Below, find the line containing "Rebuild this screenshot as a component, using" and the line containing "import React from 'react';"; reproduce exactly those two and every line between them, omitting pictures.

==========

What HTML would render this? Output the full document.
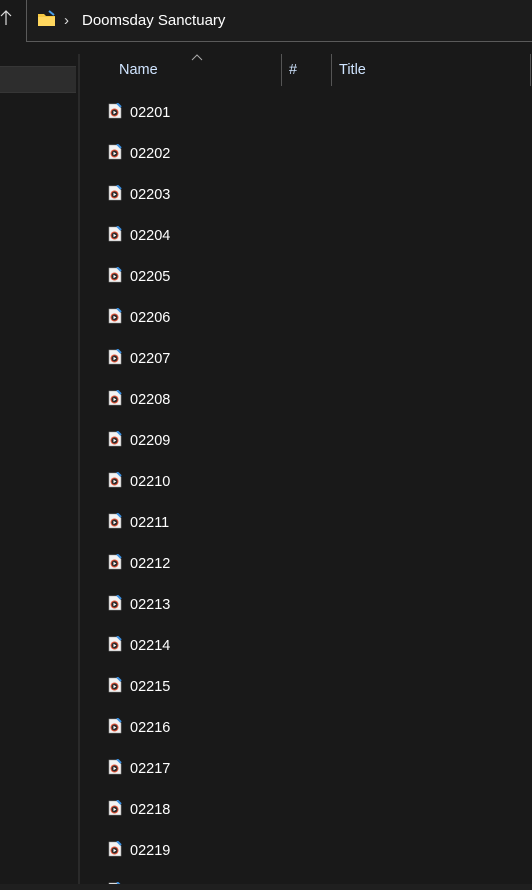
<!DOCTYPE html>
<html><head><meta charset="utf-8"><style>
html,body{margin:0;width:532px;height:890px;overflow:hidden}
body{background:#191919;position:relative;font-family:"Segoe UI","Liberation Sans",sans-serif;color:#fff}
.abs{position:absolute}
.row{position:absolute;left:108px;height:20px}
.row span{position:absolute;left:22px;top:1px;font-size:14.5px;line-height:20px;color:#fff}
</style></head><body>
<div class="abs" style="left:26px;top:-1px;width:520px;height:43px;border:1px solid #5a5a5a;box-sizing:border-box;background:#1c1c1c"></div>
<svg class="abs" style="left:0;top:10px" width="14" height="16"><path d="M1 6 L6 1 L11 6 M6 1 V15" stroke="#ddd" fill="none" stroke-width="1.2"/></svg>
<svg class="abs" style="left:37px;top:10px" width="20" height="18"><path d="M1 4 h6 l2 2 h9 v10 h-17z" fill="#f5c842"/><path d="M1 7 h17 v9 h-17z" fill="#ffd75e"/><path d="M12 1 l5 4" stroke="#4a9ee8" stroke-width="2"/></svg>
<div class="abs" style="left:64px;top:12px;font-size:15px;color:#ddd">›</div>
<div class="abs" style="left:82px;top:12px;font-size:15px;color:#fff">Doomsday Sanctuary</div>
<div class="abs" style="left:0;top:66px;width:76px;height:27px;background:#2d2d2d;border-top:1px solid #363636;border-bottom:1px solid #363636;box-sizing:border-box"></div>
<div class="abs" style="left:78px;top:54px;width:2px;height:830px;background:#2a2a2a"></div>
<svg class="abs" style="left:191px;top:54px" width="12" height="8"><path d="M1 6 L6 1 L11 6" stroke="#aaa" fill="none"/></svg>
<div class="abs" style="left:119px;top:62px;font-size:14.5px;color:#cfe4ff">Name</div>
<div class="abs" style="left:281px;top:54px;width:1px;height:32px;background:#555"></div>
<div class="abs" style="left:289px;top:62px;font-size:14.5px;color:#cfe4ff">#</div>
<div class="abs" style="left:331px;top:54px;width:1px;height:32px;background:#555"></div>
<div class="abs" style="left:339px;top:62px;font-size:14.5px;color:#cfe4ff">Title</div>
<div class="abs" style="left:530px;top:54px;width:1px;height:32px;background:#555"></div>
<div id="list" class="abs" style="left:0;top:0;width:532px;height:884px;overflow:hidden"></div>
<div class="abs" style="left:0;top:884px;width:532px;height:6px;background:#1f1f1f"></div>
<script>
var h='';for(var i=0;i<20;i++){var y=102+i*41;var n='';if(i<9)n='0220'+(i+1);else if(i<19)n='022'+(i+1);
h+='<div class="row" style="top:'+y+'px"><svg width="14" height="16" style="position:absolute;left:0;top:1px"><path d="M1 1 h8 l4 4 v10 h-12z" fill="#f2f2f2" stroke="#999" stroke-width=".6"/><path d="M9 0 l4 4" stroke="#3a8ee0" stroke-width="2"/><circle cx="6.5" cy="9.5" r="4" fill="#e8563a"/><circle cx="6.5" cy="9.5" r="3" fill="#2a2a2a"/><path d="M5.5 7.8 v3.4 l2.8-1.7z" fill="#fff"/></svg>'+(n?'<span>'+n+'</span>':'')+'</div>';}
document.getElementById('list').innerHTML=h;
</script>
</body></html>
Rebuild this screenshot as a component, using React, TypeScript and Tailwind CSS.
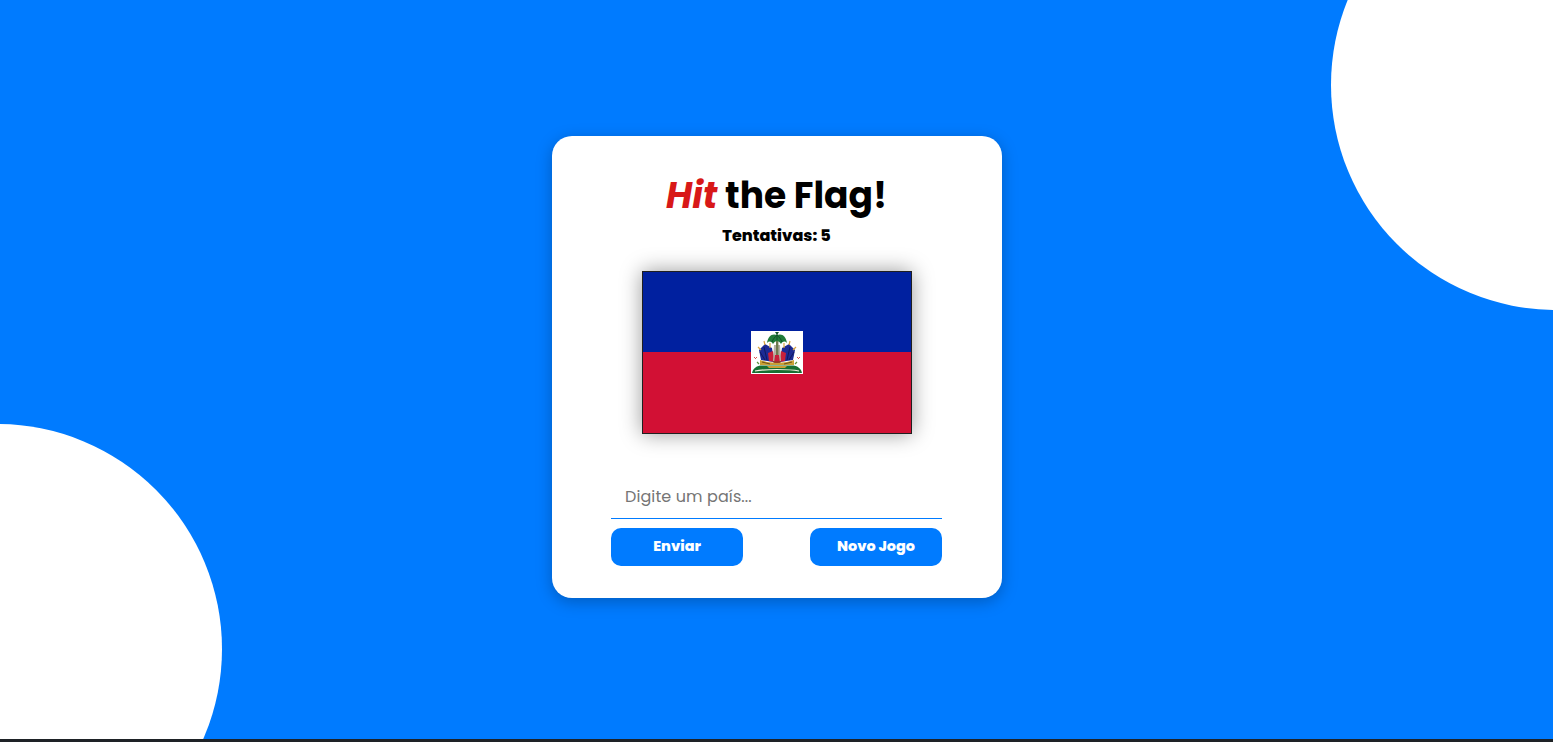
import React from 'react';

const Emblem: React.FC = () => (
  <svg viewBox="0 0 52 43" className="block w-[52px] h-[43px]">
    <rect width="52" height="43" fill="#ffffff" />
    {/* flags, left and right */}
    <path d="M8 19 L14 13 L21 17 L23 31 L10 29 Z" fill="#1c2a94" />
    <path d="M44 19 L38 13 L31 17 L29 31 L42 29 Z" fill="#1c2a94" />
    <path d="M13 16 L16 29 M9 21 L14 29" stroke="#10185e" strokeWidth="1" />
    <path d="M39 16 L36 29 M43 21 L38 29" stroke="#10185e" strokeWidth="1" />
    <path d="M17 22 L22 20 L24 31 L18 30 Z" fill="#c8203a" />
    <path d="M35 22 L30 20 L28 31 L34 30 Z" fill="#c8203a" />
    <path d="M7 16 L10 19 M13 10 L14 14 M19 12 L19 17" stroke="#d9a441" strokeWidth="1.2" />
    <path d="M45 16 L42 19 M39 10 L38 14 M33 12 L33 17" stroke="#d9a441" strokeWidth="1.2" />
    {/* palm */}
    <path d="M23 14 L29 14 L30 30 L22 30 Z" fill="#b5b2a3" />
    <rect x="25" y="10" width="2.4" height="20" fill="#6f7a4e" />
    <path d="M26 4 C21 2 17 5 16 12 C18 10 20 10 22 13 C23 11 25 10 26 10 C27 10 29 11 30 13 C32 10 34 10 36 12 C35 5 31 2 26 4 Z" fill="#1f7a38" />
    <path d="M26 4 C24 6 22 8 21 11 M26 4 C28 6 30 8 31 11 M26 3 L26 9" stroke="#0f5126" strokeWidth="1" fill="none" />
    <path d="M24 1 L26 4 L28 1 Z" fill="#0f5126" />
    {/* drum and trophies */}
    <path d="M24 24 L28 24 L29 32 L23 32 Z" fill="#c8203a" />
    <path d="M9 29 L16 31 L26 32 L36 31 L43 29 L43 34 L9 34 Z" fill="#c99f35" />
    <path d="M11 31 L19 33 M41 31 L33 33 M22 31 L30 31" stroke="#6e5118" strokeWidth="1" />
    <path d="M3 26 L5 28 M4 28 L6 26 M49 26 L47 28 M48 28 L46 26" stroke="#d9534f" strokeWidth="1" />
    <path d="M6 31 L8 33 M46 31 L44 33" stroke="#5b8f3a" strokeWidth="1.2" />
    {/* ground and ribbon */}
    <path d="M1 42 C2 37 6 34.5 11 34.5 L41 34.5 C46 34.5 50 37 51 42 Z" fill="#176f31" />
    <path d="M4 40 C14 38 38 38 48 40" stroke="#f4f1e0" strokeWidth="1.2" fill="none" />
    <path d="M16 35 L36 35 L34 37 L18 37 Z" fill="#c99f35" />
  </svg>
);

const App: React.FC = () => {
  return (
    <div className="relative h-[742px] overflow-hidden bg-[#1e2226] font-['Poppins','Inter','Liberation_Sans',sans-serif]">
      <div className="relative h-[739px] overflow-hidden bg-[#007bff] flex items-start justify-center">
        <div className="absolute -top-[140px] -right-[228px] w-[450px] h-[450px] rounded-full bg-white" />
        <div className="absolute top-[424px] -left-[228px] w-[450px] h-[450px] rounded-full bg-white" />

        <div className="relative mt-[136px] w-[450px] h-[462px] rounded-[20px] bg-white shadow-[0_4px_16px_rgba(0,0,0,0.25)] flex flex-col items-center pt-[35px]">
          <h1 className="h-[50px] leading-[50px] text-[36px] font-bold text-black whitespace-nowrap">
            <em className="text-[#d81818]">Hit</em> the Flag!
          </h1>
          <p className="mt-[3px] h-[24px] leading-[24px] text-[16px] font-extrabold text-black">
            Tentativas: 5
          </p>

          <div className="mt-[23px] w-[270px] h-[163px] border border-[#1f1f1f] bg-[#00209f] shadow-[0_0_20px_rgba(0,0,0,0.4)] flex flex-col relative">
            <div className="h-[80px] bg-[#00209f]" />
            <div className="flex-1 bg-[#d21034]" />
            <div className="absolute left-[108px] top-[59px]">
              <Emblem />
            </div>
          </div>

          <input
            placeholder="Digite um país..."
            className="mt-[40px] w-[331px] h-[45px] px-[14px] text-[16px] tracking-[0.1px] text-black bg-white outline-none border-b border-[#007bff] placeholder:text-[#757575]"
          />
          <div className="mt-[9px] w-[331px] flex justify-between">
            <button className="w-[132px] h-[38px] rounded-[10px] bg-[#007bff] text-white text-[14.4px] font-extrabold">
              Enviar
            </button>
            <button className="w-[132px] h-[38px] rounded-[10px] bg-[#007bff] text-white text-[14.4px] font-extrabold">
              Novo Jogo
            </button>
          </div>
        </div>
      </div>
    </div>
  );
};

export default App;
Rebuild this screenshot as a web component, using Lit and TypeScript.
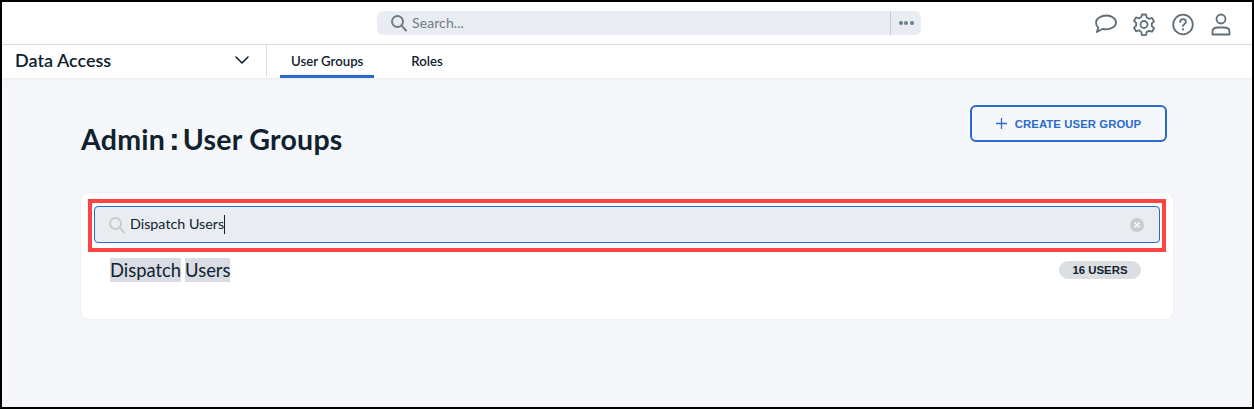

==========

SOLUTION »
Rebuild this screenshot as a component, using React, TypeScript and Tailwind CSS.
import React from 'react';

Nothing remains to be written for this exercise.